#### Supplied records
-- Start --
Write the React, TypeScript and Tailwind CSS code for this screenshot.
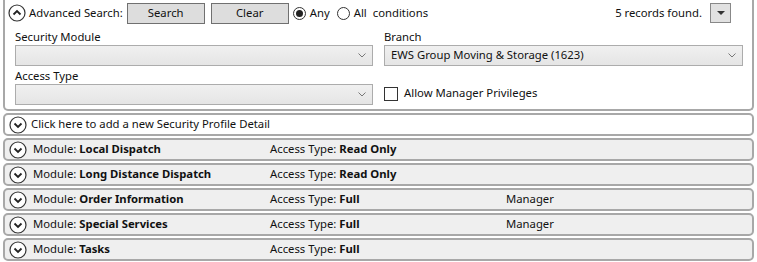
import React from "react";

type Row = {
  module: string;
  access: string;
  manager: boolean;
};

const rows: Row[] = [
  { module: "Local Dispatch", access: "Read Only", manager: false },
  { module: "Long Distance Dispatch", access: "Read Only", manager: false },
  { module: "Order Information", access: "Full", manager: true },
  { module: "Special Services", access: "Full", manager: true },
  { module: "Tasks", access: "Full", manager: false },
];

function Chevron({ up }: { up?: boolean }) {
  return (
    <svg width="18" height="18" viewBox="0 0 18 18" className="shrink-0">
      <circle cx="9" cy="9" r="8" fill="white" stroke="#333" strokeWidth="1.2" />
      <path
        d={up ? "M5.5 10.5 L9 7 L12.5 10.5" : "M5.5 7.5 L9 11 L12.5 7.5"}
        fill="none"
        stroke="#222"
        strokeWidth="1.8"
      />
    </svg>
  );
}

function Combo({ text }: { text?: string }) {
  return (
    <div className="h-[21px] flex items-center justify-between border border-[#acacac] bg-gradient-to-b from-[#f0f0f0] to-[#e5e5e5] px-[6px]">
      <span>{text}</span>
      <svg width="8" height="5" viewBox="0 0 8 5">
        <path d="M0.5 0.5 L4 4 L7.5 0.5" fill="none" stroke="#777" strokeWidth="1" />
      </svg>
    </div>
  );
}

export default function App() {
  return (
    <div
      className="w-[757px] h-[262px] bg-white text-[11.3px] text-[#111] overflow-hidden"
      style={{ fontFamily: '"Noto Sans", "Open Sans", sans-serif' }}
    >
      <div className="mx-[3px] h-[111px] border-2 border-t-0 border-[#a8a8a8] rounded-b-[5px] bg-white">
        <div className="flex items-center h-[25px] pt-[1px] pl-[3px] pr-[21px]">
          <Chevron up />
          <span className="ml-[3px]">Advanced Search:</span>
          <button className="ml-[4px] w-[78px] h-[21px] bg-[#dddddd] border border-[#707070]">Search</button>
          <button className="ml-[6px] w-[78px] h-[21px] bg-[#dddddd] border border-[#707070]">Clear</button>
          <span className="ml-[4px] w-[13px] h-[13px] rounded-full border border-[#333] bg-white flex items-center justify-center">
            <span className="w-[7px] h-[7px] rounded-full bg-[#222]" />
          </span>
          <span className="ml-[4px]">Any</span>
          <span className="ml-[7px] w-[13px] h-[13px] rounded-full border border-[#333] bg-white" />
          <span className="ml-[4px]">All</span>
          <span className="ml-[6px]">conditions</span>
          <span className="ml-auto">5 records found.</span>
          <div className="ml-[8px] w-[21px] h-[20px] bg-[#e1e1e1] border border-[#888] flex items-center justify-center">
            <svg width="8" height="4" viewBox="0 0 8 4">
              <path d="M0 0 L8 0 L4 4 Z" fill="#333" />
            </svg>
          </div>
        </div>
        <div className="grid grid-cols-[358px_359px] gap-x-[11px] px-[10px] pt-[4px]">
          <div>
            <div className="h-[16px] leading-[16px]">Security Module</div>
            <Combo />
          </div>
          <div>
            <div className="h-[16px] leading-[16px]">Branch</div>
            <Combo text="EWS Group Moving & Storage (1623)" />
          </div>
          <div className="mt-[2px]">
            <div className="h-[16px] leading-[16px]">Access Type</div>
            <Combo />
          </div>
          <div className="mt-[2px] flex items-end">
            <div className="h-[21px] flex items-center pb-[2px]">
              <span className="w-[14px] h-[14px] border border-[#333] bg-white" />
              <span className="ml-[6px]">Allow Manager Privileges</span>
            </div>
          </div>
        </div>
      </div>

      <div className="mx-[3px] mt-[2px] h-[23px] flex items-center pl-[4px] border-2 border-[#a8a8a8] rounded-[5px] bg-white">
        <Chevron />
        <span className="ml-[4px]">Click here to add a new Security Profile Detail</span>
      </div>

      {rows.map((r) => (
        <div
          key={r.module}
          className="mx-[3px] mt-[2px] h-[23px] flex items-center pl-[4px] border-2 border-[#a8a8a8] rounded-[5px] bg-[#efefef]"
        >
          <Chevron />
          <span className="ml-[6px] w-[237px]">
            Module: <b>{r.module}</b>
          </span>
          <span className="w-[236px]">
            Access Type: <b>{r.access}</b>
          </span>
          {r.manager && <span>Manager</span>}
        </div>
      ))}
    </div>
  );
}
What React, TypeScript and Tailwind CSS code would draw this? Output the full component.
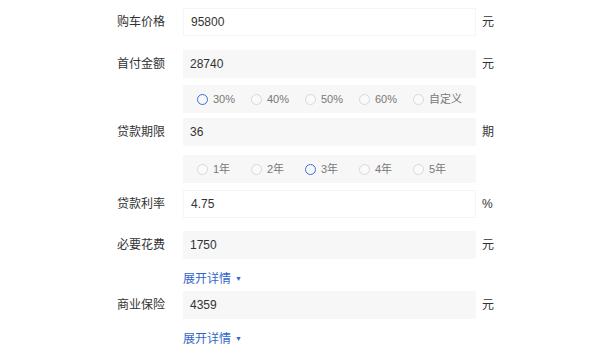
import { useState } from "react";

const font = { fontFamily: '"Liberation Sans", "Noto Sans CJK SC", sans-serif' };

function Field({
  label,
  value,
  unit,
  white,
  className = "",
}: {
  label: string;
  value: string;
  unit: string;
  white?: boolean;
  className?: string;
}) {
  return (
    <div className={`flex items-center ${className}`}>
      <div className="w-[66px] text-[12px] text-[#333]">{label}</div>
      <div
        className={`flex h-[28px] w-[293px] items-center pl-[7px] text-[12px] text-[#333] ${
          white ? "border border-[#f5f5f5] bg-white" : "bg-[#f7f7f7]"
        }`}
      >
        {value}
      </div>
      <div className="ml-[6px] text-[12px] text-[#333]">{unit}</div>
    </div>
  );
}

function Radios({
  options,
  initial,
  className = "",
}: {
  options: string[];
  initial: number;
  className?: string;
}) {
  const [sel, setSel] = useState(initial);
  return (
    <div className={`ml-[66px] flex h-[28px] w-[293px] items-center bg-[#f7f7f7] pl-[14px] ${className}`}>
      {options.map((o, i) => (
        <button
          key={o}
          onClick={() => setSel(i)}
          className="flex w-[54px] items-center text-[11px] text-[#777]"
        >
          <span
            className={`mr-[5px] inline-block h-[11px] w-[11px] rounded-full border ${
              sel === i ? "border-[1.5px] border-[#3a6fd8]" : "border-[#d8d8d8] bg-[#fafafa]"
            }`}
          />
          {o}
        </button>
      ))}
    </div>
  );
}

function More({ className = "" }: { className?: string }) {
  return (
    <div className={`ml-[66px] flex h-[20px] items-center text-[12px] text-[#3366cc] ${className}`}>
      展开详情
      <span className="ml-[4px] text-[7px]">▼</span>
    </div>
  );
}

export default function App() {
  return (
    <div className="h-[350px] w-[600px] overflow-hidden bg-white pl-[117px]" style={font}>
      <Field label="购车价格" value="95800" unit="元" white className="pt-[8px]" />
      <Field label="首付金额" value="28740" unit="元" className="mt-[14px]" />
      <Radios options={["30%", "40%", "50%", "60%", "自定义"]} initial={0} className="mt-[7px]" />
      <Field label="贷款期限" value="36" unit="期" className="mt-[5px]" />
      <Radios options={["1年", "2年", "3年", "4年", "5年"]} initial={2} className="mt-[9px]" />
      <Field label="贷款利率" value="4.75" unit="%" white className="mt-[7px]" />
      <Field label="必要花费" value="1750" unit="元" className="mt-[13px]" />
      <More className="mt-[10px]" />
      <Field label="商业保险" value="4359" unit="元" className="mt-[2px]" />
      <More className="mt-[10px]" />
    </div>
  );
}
-- End --
#### Directions for this task
Reproduce each line of the records exactly, and omit every picture.

#### Result
Write the React, TypeScript and Tailwind CSS code for this screenshot.
import React from "react";

type Row = {
  module: string;
  access: string;
  manager: boolean;
};

const rows: Row[] = [
  { module: "Local Dispatch", access: "Read Only", manager: false },
  { module: "Long Distance Dispatch", access: "Read Only", manager: false },
  { module: "Order Information", access: "Full", manager: true },
  { module: "Special Services", access: "Full", manager: true },
  { module: "Tasks", access: "Full", manager: false },
];

function Chevron({ up }: { up?: boolean }) {
  return (
    <svg width="18" height="18" viewBox="0 0 18 18" className="shrink-0">
      <circle cx="9" cy="9" r="8" fill="white" stroke="#333" strokeWidth="1.2" />
      <path
        d={up ? "M5.5 10.5 L9 7 L12.5 10.5" : "M5.5 7.5 L9 11 L12.5 7.5"}
        fill="none"
        stroke="#222"
        strokeWidth="1.8"
      />
    </svg>
  );
}

function Combo({ text }: { text?: string }) {
  return (
    <div className="h-[21px] flex items-center justify-between border border-[#acacac] bg-gradient-to-b from-[#f0f0f0] to-[#e5e5e5] px-[6px]">
      <span>{text}</span>
      <svg width="8" height="5" viewBox="0 0 8 5">
        <path d="M0.5 0.5 L4 4 L7.5 0.5" fill="none" stroke="#777" strokeWidth="1" />
      </svg>
    </div>
  );
}

export default function App() {
  return (
    <div
      className="w-[757px] h-[262px] bg-white text-[11.3px] text-[#111] overflow-hidden"
      style={{ fontFamily: '"Noto Sans", "Open Sans", sans-serif' }}
    >
      <div className="mx-[3px] h-[111px] border-2 border-t-0 border-[#a8a8a8] rounded-b-[5px] bg-white">
        <div className="flex items-center h-[25px] pt-[1px] pl-[3px] pr-[21px]">
          <Chevron up />
          <span className="ml-[3px]">Advanced Search:</span>
          <button className="ml-[4px] w-[78px] h-[21px] bg-[#dddddd] border border-[#707070]">Search</button>
          <button className="ml-[6px] w-[78px] h-[21px] bg-[#dddddd] border border-[#707070]">Clear</button>
          <span className="ml-[4px] w-[13px] h-[13px] rounded-full border border-[#333] bg-white flex items-center justify-center">
            <span className="w-[7px] h-[7px] rounded-full bg-[#222]" />
          </span>
          <span className="ml-[4px]">Any</span>
          <span className="ml-[7px] w-[13px] h-[13px] rounded-full border border-[#333] bg-white" />
          <span className="ml-[4px]">All</span>
          <span className="ml-[6px]">conditions</span>
          <span className="ml-auto">5 records found.</span>
          <div className="ml-[8px] w-[21px] h-[20px] bg-[#e1e1e1] border border-[#888] flex items-center justify-center">
            <svg width="8" height="4" viewBox="0 0 8 4">
              <path d="M0 0 L8 0 L4 4 Z" fill="#333" />
            </svg>
          </div>
        </div>
        <div className="grid grid-cols-[358px_359px] gap-x-[11px] px-[10px] pt-[4px]">
          <div>
            <div className="h-[16px] leading-[16px]">Security Module</div>
            <Combo />
          </div>
          <div>
            <div className="h-[16px] leading-[16px]">Branch</div>
            <Combo text="EWS Group Moving & Storage (1623)" />
          </div>
          <div className="mt-[2px]">
            <div className="h-[16px] leading-[16px]">Access Type</div>
            <Combo />
          </div>
          <div className="mt-[2px] flex items-end">
            <div className="h-[21px] flex items-center pb-[2px]">
              <span className="w-[14px] h-[14px] border border-[#333] bg-white" />
              <span className="ml-[6px]">Allow Manager Privileges</span>
            </div>
          </div>
        </div>
      </div>

      <div className="mx-[3px] mt-[2px] h-[23px] flex items-center pl-[4px] border-2 border-[#a8a8a8] rounded-[5px] bg-white">
        <Chevron />
        <span className="ml-[4px]">Click here to add a new Security Profile Detail</span>
      </div>

      {rows.map((r) => (
        <div
          key={r.module}
          className="mx-[3px] mt-[2px] h-[23px] flex items-center pl-[4px] border-2 border-[#a8a8a8] rounded-[5px] bg-[#efefef]"
        >
          <Chevron />
          <span className="ml-[6px] w-[237px]">
            Module: <b>{r.module}</b>
          </span>
          <span className="w-[236px]">
            Access Type: <b>{r.access}</b>
          </span>
          {r.manager && <span>Manager</span>}
        </div>
      ))}
    </div>
  );
}
What React, TypeScript and Tailwind CSS code would draw this? Output the full component.
import { useState } from "react";

const font = { fontFamily: '"Liberation Sans", "Noto Sans CJK SC", sans-serif' };

function Field({
  label,
  value,
  unit,
  white,
  className = "",
}: {
  label: string;
  value: string;
  unit: string;
  white?: boolean;
  className?: string;
}) {
  return (
    <div className={`flex items-center ${className}`}>
      <div className="w-[66px] text-[12px] text-[#333]">{label}</div>
      <div
        className={`flex h-[28px] w-[293px] items-center pl-[7px] text-[12px] text-[#333] ${
          white ? "border border-[#f5f5f5] bg-white" : "bg-[#f7f7f7]"
        }`}
      >
        {value}
      </div>
      <div className="ml-[6px] text-[12px] text-[#333]">{unit}</div>
    </div>
  );
}

function Radios({
  options,
  initial,
  className = "",
}: {
  options: string[];
  initial: number;
  className?: string;
}) {
  const [sel, setSel] = useState(initial);
  return (
    <div className={`ml-[66px] flex h-[28px] w-[293px] items-center bg-[#f7f7f7] pl-[14px] ${className}`}>
      {options.map((o, i) => (
        <button
          key={o}
          onClick={() => setSel(i)}
          className="flex w-[54px] items-center text-[11px] text-[#777]"
        >
          <span
            className={`mr-[5px] inline-block h-[11px] w-[11px] rounded-full border ${
              sel === i ? "border-[1.5px] border-[#3a6fd8]" : "border-[#d8d8d8] bg-[#fafafa]"
            }`}
          />
          {o}
        </button>
      ))}
    </div>
  );
}

function More({ className = "" }: { className?: string }) {
  return (
    <div className={`ml-[66px] flex h-[20px] items-center text-[12px] text-[#3366cc] ${className}`}>
      展开详情
      <span className="ml-[4px] text-[7px]">▼</span>
    </div>
  );
}

export default function App() {
  return (
    <div className="h-[350px] w-[600px] overflow-hidden bg-white pl-[117px]" style={font}>
      <Field label="购车价格" value="95800" unit="元" white className="pt-[8px]" />
      <Field label="首付金额" value="28740" unit="元" className="mt-[14px]" />
      <Radios options={["30%", "40%", "50%", "60%", "自定义"]} initial={0} className="mt-[7px]" />
      <Field label="贷款期限" value="36" unit="期" className="mt-[5px]" />
      <Radios options={["1年", "2年", "3年", "4年", "5年"]} initial={2} className="mt-[9px]" />
      <Field label="贷款利率" value="4.75" unit="%" white className="mt-[7px]" />
      <Field label="必要花费" value="1750" unit="元" className="mt-[13px]" />
      <More className="mt-[10px]" />
      <Field label="商业保险" value="4359" unit="元" className="mt-[2px]" />
      <More className="mt-[10px]" />
    </div>
  );
}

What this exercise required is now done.